Reading about a literal underground railroad is one thing, but seeing it on screen takes the metaphor one step closer to reality. Jenkins finds a balance by making the railroad physically believable yet at times fantastical. One of the stations is no more than a dark tunnel and a handcar. But in a dream, Cora enters a large, gleaming station brimming with people, where uniformed staff wait behind a ticket counter.
Her first stop off the railroad is a bright, urbane town in South Carolina, where a group of white people educate and sponsor the futures of black people. Cora wears a tailored yellow dress and hat, takes lessons in a classroom and waltzes with Caesar under glowing lanterns at a dance in the town square. But she also works in a museum that stages scenes of slave life. On display behind glass, she performs the role she recently lived, picking cotton. The town, with its intentionally anachronistic skyscrapers, may seem to point to a better future, but that beneficent world is not what it appears.

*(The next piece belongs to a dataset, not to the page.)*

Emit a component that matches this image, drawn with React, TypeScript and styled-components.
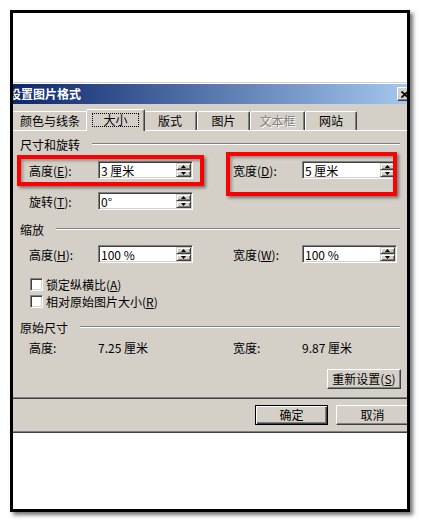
import React from "react";
import styled, { createGlobalStyle, css } from "styled-components";

const FONT = `"Noto Sans CJK SC", "Noto Sans", "DejaVu Sans", sans-serif`;

const GlobalStyle = createGlobalStyle`
  html, body { margin: 0; padding: 0; background: #ffffff; }
  body { font-family: ${FONT}; font-size: 12px; color: #000; }
  * { box-sizing: border-box; }
`;

const Page = styled.div`
  width: 421px;
  height: 523px;
  padding: 10px 0 0 10px;
`;

const Frame = styled.div`
  position: relative;
  width: 400px;
  height: 502px;
  border: 3px solid #000;
  background: #fff;
  box-shadow: 3px 3px 4px rgba(0, 0, 0, 0.55);
  overflow: hidden;
  padding-top: 69px;
`;

const Dialog = styled.div`
  width: 412px;
  margin-left: -8px;
  background: #d4d0c8;
  border: 1px solid;
  border-color: #d4d0c8 #404040 #404040 #d4d0c8;
  box-shadow: inset 1px 1px 0 #fff, inset -1px -1px 0 #808080;
  padding: 1px;
`;

const TitleBar = styled.div`
  height: 20px;
  display: flex;
  align-items: center;
  justify-content: space-between;
  padding: 0 2px;
  background: linear-gradient(to right, #0a246a, #a6caf0);
  color: #fff;
  font-weight: bold;
  font-size: 12px;
  line-height: 20px;
  white-space: nowrap;
`;

const CloseButton = styled.div`
  width: 16px;
  height: 14px;
  background: #d4d0c8;
  border: 1px solid;
  border-color: #fff #404040 #404040 #fff;
  box-shadow: inset -1px -1px 0 #808080;
  display: flex;
  align-items: center;
  justify-content: center;
`;

const Body = styled.div`
  padding: 5px 6px 6px 4px;
`;

const TabStrip = styled.div`
  display: flex;
  align-items: flex-end;
  height: 21px;
  padding-left: 1px;
`;

const Tab = styled.div<{ $w: number; $selected?: boolean; $disabled?: boolean }>`
  width: ${(p) => p.$w}px;
  height: 19px;
  flex: none;
  display: flex;
  align-items: center;
  justify-content: center;
  border: 1px solid;
  border-bottom: none;
  border-color: #fff #404040 transparent #fff;
  box-shadow: inset -1px 0 0 #808080;
  border-radius: 2px 2px 0 0;
  background: #d4d0c8;
  line-height: 12px;
  white-space: nowrap;
  color: ${(p) => (p.$disabled ? "#808080" : "#000")};
  text-shadow: ${(p) => (p.$disabled ? "1px 1px 0 #fff" : "none")};
  ${(p) =>
    p.$selected &&
    css`
      width: ${p.$w + 4}px;
      height: 22px;
      margin: 0 -2px -1px;
      position: relative;
      z-index: 1;
      padding-bottom: 1px;
    `}
`;

const FocusRing = styled.span`
  border: 1px dotted #000;
  padding: 0 10px;
  line-height: 12px;
`;

const Panel = styled.div`
  border: 1px solid;
  border-color: #fff #404040 #404040 #fff;
  box-shadow: inset -1px -1px 0 #808080;
  padding: 6px 7px 9px 8px;
  display: flex;
  flex-direction: column;
`;

const Section = styled.div<{ $mt: number }>`
  display: flex;
  align-items: center;
  gap: 12px;
  height: 14px;
  margin-top: ${(p) => p.$mt}px;
  padding-right: 1px;
  white-space: nowrap;
  &::after {
    content: "";
    flex: 1;
    border-top: 1px solid #808080;
    border-bottom: 1px solid #fff;
  }
`;

const FieldRow = styled.div<{ $mt: number; $h?: number }>`
  display: grid;
  grid-template-columns: 69px 95px 40px 69px 95px;
  align-items: center;
  height: ${(p) => p.$h ?? 18}px;
  margin-top: ${(p) => p.$mt}px;
  margin-left: 9px;
`;

const Label = styled.span<{ $col?: number }>`
  white-space: nowrap;
  padding-top: 2px;
  line-height: 14px;
  ${(p) => p.$col && css`grid-column: ${p.$col};`}
`;

const Key = styled.span`
  text-decoration: underline;
`;

const SpinField = styled.div`
  display: flex;
  height: 18px;
  width: 95px;
  background: #fff;
  border: 1px solid;
  border-color: #808080 #fff #fff #808080;
  box-shadow: inset 1px 1px 0 #404040, inset -1px -1px 0 #d4d0c8;
  padding: 1px;
`;

const FieldText = styled.div`
  flex: 1;
  padding-left: 1px;
  line-height: 15px;
  white-space: pre;
`;

const Spinner = styled.div`
  width: 15px;
  display: flex;
  flex-direction: column;
`;

const SpinButton = styled.div`
  flex: 1;
  background: #d4d0c8;
  border: 1px solid;
  border-color: #d4d0c8 #404040 #404040 #d4d0c8;
  box-shadow: inset 1px 1px 0 #fff, inset -1px -1px 0 #808080;
  display: flex;
  align-items: center;
  justify-content: center;
`;

const CheckRow = styled.div<{ $mt: number }>`
  display: flex;
  align-items: center;
  gap: 3px;
  height: 13px;
  margin-left: 10px;
  margin-top: ${(p) => p.$mt}px;
  white-space: nowrap;
  line-height: 13px;
`;

const CheckBox = styled.span`
  width: 13px;
  height: 13px;
  flex: none;
  background: #fff;
  border: 1px solid;
  border-color: #808080 #fff #fff #808080;
  box-shadow: inset 1px 1px 0 #404040, inset -1px -1px 0 #d4d0c8;
`;

const Value = styled.span<{ $col?: number }>`
  white-space: pre;
  line-height: 14px;
  ${(p) => p.$col && css`grid-column: ${p.$col};`}
`;

const PanelActions = styled.div`
  display: flex;
  justify-content: flex-end;
  margin-top: 14px;
`;

const DialogActions = styled.div`
  display: flex;
  justify-content: flex-end;
  gap: 8px;
  margin-top: 6px;
`;

const Button = styled.div<{ $w: number; $default?: boolean }>`
  width: ${(p) => p.$w}px;
  height: 20px;
  flex: none;
  display: flex;
  align-items: center;
  justify-content: center;
  background: #d4d0c8;
  border: 1px solid;
  border-color: #fff #404040 #404040 #fff;
  box-shadow: inset -1px -1px 0 #808080;
  white-space: nowrap;
  line-height: 14px;
  ${(p) =>
    p.$default &&
    css`
      border-color: #000;
      box-shadow: inset 1px 1px 0 #fff, inset -1px -1px 0 #404040,
        inset -2px -2px 0 #808080;
    `}
`;

const Highlight = styled.div<{ $x: number; $y: number; $w: number; $h: number }>`
  position: absolute;
  left: ${(p) => p.$x}px;
  top: ${(p) => p.$y}px;
  width: ${(p) => p.$w}px;
  height: ${(p) => p.$h}px;
  border: 4px solid #ff0000;
  box-shadow: 2px 2px 3px rgba(0, 0, 0, 0.45), inset 2px 2px 3px rgba(0, 0, 0, 0.3);
  pointer-events: none;
`;

const Arrow = ({ up }: { up?: boolean }) => (
  <svg width="5" height="3" viewBox="0 0 5 3">
    <polygon points={up ? "2.5,0 5,3 0,3" : "0,0 5,0 2.5,3"} fill="#000" />
  </svg>
);

const CloseGlyph = () => (
  <svg width="8" height="7" viewBox="0 0 8 7">
    <path d="M0.5 0.5 L7 6.5 M7 0.5 L0.5 6.5" stroke="#000" strokeWidth="1.8" />
  </svg>
);

const Spin = ({ text }: { text: string }) => (
  <SpinField>
    <FieldText>{text}</FieldText>
    <Spinner>
      <SpinButton>
        <Arrow up />
      </SpinButton>
      <SpinButton>
        <Arrow />
      </SpinButton>
    </Spinner>
  </SpinField>
);

const tabs = [
  { label: "颜色与线条", w: 76 },
  { label: "大小", w: 55, selected: true },
  { label: "版式", w: 54 },
  { label: "图片", w: 53 },
  { label: "文本框", w: 55, disabled: true },
  { label: "网站", w: 52 },
];

export default function App() {
  return (
    <>
      <GlobalStyle />
      <Page>
        <Frame>
          <Dialog>
            <TitleBar>
              <span>设置图片格式</span>
              <CloseButton>
                <CloseGlyph />
              </CloseButton>
            </TitleBar>
            <Body>
              <TabStrip>
                {tabs.map((t) => (
                  <Tab key={t.label} $w={t.w} $selected={t.selected} $disabled={t.disabled}>
                    {t.selected ? <FocusRing>{t.label}</FocusRing> : t.label}
                  </Tab>
                ))}
              </TabStrip>
              <Panel>
                <Section $mt={0}>尺寸和旋转</Section>
                <FieldRow $mt={10}>
                  <Label>
                    高度(<Key>E</Key>):
                  </Label>
                  <Spin text="3 厘米" />
                  <Label $col={4}>
                    宽度(<Key>D</Key>):
                  </Label>
                  <Spin text="5 厘米" />
                </FieldRow>
                <FieldRow $mt={13}>
                  <Label>
                    旋转(<Key>T</Key>):
                  </Label>
                  <Spin text="0°" />
                </FieldRow>
                <Section $mt={12}>缩放</Section>
                <FieldRow $mt={9}>
                  <Label>
                    高度(<Key>H</Key>):
                  </Label>
                  <Spin text="100 %" />
                  <Label $col={4}>
                    宽度(<Key>W</Key>):
                  </Label>
                  <Spin text="100 %" />
                </FieldRow>
                <CheckRow $mt={15}>
                  <CheckBox />
                  <span>
                    锁定纵横比(<Key>A</Key>)
                  </span>
                </CheckRow>
                <CheckRow $mt={4}>
                  <CheckBox />
                  <span>
                    相对原始图片大小(<Key>R</Key>)
                  </span>
                </CheckRow>
                <Section $mt={12}>原始尺寸</Section>
                <FieldRow $mt={7} $h={14}>
                  <Value>高度:</Value>
                  <Value>7.25 厘米</Value>
                  <Value $col={4}>宽度:</Value>
                  <Value>9.87 厘米</Value>
                </FieldRow>
                <PanelActions>
                  <Button $w={74}>
                    重新设置(<Key>S</Key>)
                  </Button>
                </PanelActions>
              </Panel>
              <DialogActions>
                <Button $w={73} $default>
                  确定
                </Button>
                <Button $w={73}>取消</Button>
              </DialogActions>
            </Body>
          </Dialog>
          <Highlight $x={4} $y={142} $w={187} $h={31} />
          <Highlight $x={213} $y={139} $w={171} $h={44} />
        </Frame>
      </Page>
    </>
  );
}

Every one of Cora’s steps toward freedom leads to a cruel reversal, and Mbedu fiercely reveals her increasing determination to keep moving toward the future. Jenkins’s imagery reflects both the world around Cora and her state of mind, as she travels through a scorched landscape in Tennessee on to a lush green farm in Indiana. Like the landscape, the fantastical elements reflect her hopes and fears. She tumbles down a hole, floating like Alice In Wonderland, only to arrive in a dank, dirt-floored tunnel. Among the more effective poetic touches, Jenkins frequently shows characters standing still before the camera, looking at us. Many are dead but they are not translucent ghostly images. They are physical presences, alive with significance, even if they are no longer living in Cora’s world.